From your website I get that you are living in the metropolis of Longview, near to such other thriving centers as Gladewater and Tyler, and the proud possessor of a Stroh brewery (and Lone Star, too, right?). You might at least console yourself with an ice cold one…or six after work and forget the religious drubbing you took during the day. Not much help am I? :slight_smile:

I feel ya racinchikki

But have ya accepted Jaysus Kee-rist as your personal Savior?

waits with big googly eyes

Well what do you expect working at an office retail outlet? You certainly wouldn’t be discussing the latest advances in physics. And don’t be usin them fancy words like CAPISCE aroun here cause we just 'ill think your cussin! :wink:

So, your solution to her problems with religious intolerance is to move to a country where they’re even more religiously intolerant? I mean, as far as spastic, knee-jerk reactionary suggestions go, wouldn’t Communist (and atheistic) China make more sense, given the specific complaint?

Miller go buy a sense of humor somewhere.

Next time they ask you, say " I don’t talk about religion in public, it’s tacky."

My brother-in-law told me you can always tell people who don’t go to church, they have no morals.

He’s a racist, a homophobe and a child abuser.

Go figure.

I have no real advice for you i’m afraid but I have to admit that it sounds like a freaky situation. I have never encountered that amount of religious fervour in my life and being that I am the devil incarnate i’d soon be up shit creek without a paddle. Move.

move to Austin.

Thanks for reminding me why I should stay in Southern California for the next forty years or so. Governor Schwarzenegger can’t be half as annoying as these folks you describe. :smiley:

One of whom is her fiancé. IIRC that is/was the reason for the move from NYState. It is muchly the same reason I moved from the “religious but not overly so” confines of the DC area to the “religious, but not overly so unless you count religious saturation” confines of SWVA.

Fortunately for me, those with whom I associate, whether by choice or due to proximity, have mostly figured out that there’s no point in discussing religion with me.

BTW, Odinoneeye, you can add to your list a man who helped to found a church AND a school. He was also a pedophile and some other fun stuff. Email’s in the profile if you want more info … no need to further hijack this thread:)

racinchikki, Hawaii meets your specs, but it’s pretty expensive. You could try pointing out to your coworkers that gossip and malice are also sins, although they may deny that they’re gossiping or being malicious. That or ask why, if religion is so important to marriage, the divorce rate is highest in the Bible Belt (I’m assuming that’s not a piece of “common knowledge” which turns out to be false). For what it’s worth, that kind of talk tends to either bore me, bother me, tempt me to sin (malice, again), or all 3, and I am a Christian. You’re welcome to use that, too.

CJ

The bible, best collection of short stories ever written, most useless too. Unless you used that blank first or second page as a paper for a big doobie way back when.

There is not much that you can do racinchikki, they’ve got they’re beliefs and you’ve got yours.
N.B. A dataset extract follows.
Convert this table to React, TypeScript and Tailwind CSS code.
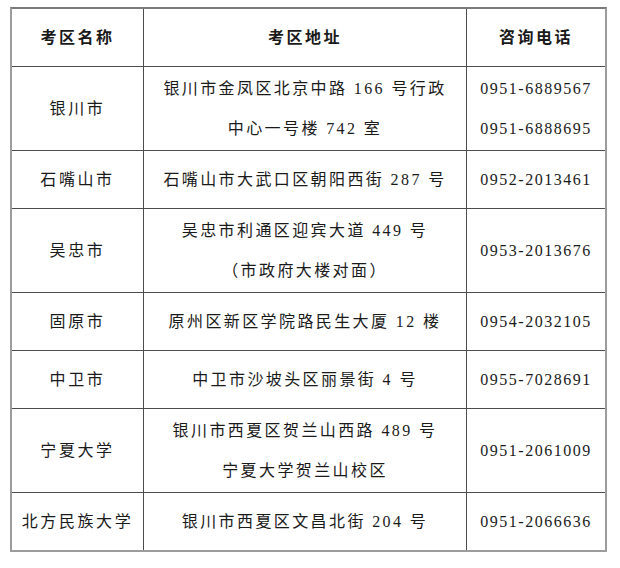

About the spouting off about “how much we hate people who love jesus” stuff, tolerate it, you could be the one that makes them realise that not all atheists eat babies, get divorced and fuck their cat…just the fun ones.

If that doesn’t help, when they start talking about god maybe you could tell them why you don’t believe all that stuff, inform them that the “good Book” preaches tolerance, reference it back to the bible (cause if it’s in the bible it’s gotta be right). If they say it “it also says this about poofs” tell them it’s a book full of juxtapositions, contradictions and inacuracies then, reference it back to the bible. So and so on until they won’t mention religion around you for fear of being proven to be ignorant.

It’s a long fight but worth it. I reckon religion is the curse of humankind personally.